I used the car’s built in GPS to find the precise address of the many earlier sightings of the Fieldfare. Quite sure that the bird was gone, I got out of the car without bins or camera, and walked towards the obvious red-berry-laden trees at the Krick St address. I looked up at the plain underside of a bird in a tall leafless tree. Unfrickinbelievable! It was the Fieldfare! Sprint to the car, get the optics, return to the roosting bird. Gone. But there – foraging in the fruit trees with a half dozen similar American Robins – was the bird that had kept me awake for more than one night during my first week on the ABA trail. Up until my up close and personal experience with the Eurasian vagrant, my rarities/targets win/loss record only 2 for 5 (missed Barnacle Goose, Black-headed Gull, Gyrfalcon), the no-show of the Fieldfare – the bird that had seemingly put me on the back foot on day two of the year, when I was not allowed to board my Canada-bound flight out of Portland Maine.
The way the flights looked, I chose to spend time in my Kamloops motel catching up on laundry photo processing, ebird reporting, and a bit of blog-writing, and to get a good night’s sleep, without planning on a detour to Vancouver the next morning (today, Monday) to try for the Ruff that had been present for a week or so. Not a terrible decision as it turns out; it was a no-show on Sunday, and I don’t believe was reported today either. There will hopefully be opportunities for Ruffs in the ‘lower 48’ during the Spring of Fall.
I’m presently closing out Week 1 on a flight to Houston, then onward to south Texas, where the rarities are ‘going off’! Exciting stuff, can’t wait to be in one of my two favourite US birding regions (a close contest with southern Arizona…). I’ll try to put up a blog post at the end of my Texas stay – time permitting – I’m not a natural writer, and it takes quite a lot of time. I may focus more on captioned photos for posts when I’m short of time, or just too buggered.
Closing with some gooey stuff, hardened birders cut out here! First and foremost, a big thankyou to my American birding friends – Laura Keene, Michael Woodruff, Neil Hayward and a number of others for their support and advice over this eventful week – and in earlier planning stages. It’s so rewarding to maintain the friendships I was so lucky to establishe during my 2016 travels, and to establish new ones this time around.

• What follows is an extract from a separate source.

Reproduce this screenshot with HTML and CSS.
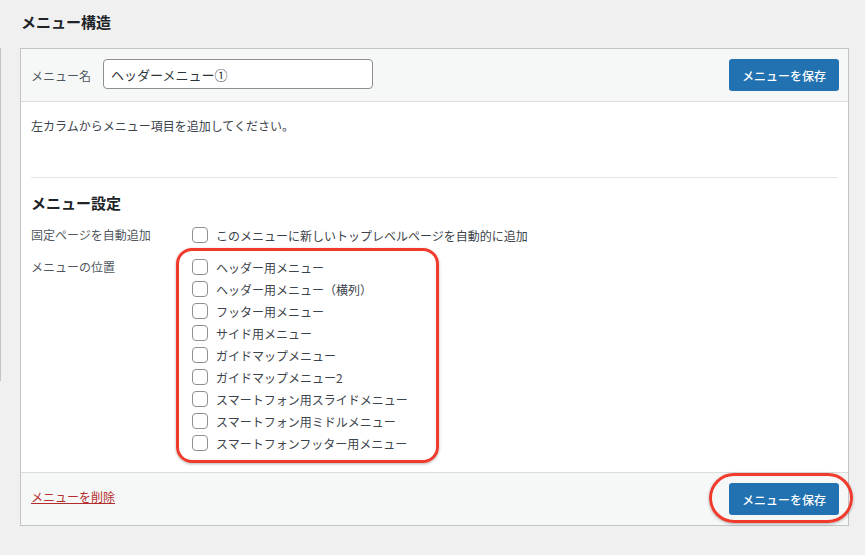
FILE: index.html
```html
<!DOCTYPE html>
<html lang="ja">
<head>
<meta charset="utf-8">
<title>メニュー構造</title>
<link rel="stylesheet" href="styles.css">
</head>
<body>
<div class="screen">
  <div class="sidebar-edge"></div>
  <div class="main">
    <h2 class="title">メニュー構造</h2>
    <div class="panel">
      <div class="panel-head">
        <label class="name-label">メニュー名</label>
        <input class="name-input" type="text" value="ヘッダーメニュー①">
        <button class="btn-primary">メニューを保存</button>
      </div>
      <div class="panel-body">
        <p class="hint">左カラムからメニュー項目を追加してください。</p>
        <div class="divider"></div>
        <h3 class="settings-title">メニュー設定</h3>
        <div class="setting-row">
          <div class="setting-label">固定ページを自動追加</div>
          <div class="setting-options">
            <label class="option"><span class="checkbox"></span>このメニューに新しいトップレベルページを自動的に追加</label>
          </div>
        </div>
        <div class="setting-row locations">
          <div class="setting-label">メニューの位置</div>
          <div class="setting-options">
            <label class="option"><span class="checkbox"></span>ヘッダー用メニュー</label>
            <label class="option"><span class="checkbox"></span>ヘッダー用メニュー（横列）</label>
            <label class="option"><span class="checkbox"></span>フッター用メニュー</label>
            <label class="option"><span class="checkbox"></span>サイド用メニュー</label>
            <label class="option"><span class="checkbox"></span>ガイドマップメニュー</label>
            <label class="option"><span class="checkbox"></span>ガイドマップメニュー2</label>
            <label class="option"><span class="checkbox"></span>スマートフォン用スライドメニュー</label>
            <label class="option"><span class="checkbox"></span>スマートフォン用ミドルメニュー</label>
            <label class="option"><span class="checkbox"></span>スマートフォンフッター用メニュー</label>
          </div>
        </div>
      </div>
      <div class="panel-foot">
        <a class="delete-link" href="#">メニューを削除</a>
        <button class="btn-primary">メニューを保存</button>
      </div>
      <div class="highlight highlight-locations"></div>
      <div class="highlight highlight-save"></div>
    </div>
  </div>
</div>
</body>
</html>
```

FILE: styles.css
```css
* { box-sizing: border-box; }

html, body {
  margin: 0;
  padding: 0;
  background: #f0f0f1;
  font-family: "Noto Sans CJK JP", "Liberation Sans", sans-serif;
  font-size: 12px;
  color: #3c434a;
}

.screen {
  display: flex;
  align-items: flex-start;
  width: 865px;
  height: 555px;
  overflow: hidden;
}

.sidebar-edge {
  width: 1px;
  height: 333px;
  margin-top: 48px;
  background: #c3c4c7;
  flex: none;
}

.main {
  margin-left: 19px;
  width: 829px;
  flex: none;
}

.title {
  margin: 12px 0 16px 1px;
  font-size: 15px;
  line-height: 20px;
  font-weight: 700;
  color: #1d2327;
}

.panel {
  position: relative;
  border: 1px solid #c3c4c7;
  background: #fff;
}

.panel-head {
  display: flex;
  align-items: center;
  height: 53px;
  padding: 0 9px 0 10px;
  background: #f6f7f7;
  border-bottom: 1px solid #dcdcde;
}

.name-label {
  color: #50575e;
  margin-right: 12px;
}

.name-input {
  width: 270px;
  height: 30px;
  border: 1px solid #8c8f94;
  border-radius: 4px;
  padding: 0 7px;
  font-family: inherit;
  font-size: 13px;
  color: #2c3338;
  background: #fff;
  margin-top: -2px;
}

.btn-primary {
  margin-left: auto;
  width: 110px;
  height: 32px;
  border: 0;
  border-radius: 3px;
  background: #2271b1;
  color: #fff;
  font-family: inherit;
  font-size: 12px;
  font-weight: 500;
  padding: 0;
}

.panel-body {
  padding: 15px 10px 18px 10px;
  height: 370px;
}

.hint {
  margin: 0;
  line-height: 18px;
  color: #3c434a;
}

.divider {
  height: 1px;
  background: #e6e6e8;
  margin-top: 42px;
}

.settings-title {
  margin: 15px 0 0;
  font-size: 15px;
  line-height: 20px;
  font-weight: 700;
  color: #1d2327;
}

.setting-row {
  display: flex;
  margin-top: 11px;
}

.setting-row.locations {
  margin-top: 10px;
}

.setting-label {
  width: 161px;
  flex: none;
  line-height: 22px;
  color: #50575e;
}

.setting-options {
  display: flex;
  flex-direction: column;
}

.option {
  display: flex;
  align-items: center;
  height: 22px;
  color: #3c434a;
}

.checkbox {
  width: 16px;
  height: 16px;
  border: 1px solid #8c8f94;
  border-radius: 4px;
  background: #fff;
  margin-right: 8px;
  flex: none;
}

.panel-foot {
  display: flex;
  align-items: center;
  height: 53px;
  padding: 0 9px 0 10px;
  background: #f6f7f7;
  border-top: 1px solid #dcdcde;
}

.delete-link {
  color: #b32d2e;
  text-decoration: underline;
  margin-top: -5px;
}

.highlight {
  position: absolute;
  border: 3px solid #f03a2b;
  box-shadow: 0 1px 3px rgba(0, 0, 0, 0.3);
  pointer-events: none;
}

.highlight-locations {
  left: 155px;
  top: 199px;
  width: 263px;
  height: 215px;
  border-radius: 16px;
}

.highlight-save {
  left: 688px;
  top: 424px;
  width: 144px;
  height: 50px;
  border-radius: 25px;
}
```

I can’t imagine anyone luckier than I am – though I do wish I could also be chasing rarities in Australia simultaneously – e.g. the Tufted Duck currently haunting the Melbourne treatment ponds, and the great birds showing up on Cocos Islands in recent weeks. Thinking of you guys too!
The guys back at work are wonderful, and I’m very lucky to have their support. I promise to be available on phone whenever I can help.
It’s been tough for Robyn – who I love and miss, and can’t wait for her first visit to join me – soon after those busy January holidays at the Reptile Park come to an end.
Finally a big ‘G’day’ to Irwynne, who’s had the worst time imaginable these past weeks: chin up kid – and know that I’m thinking of you!
PS, I know I need to put my species on my ‘list’. Sorry about that, I literally don’t have time. Its hard enough not screwing up my efforts to post on eBird.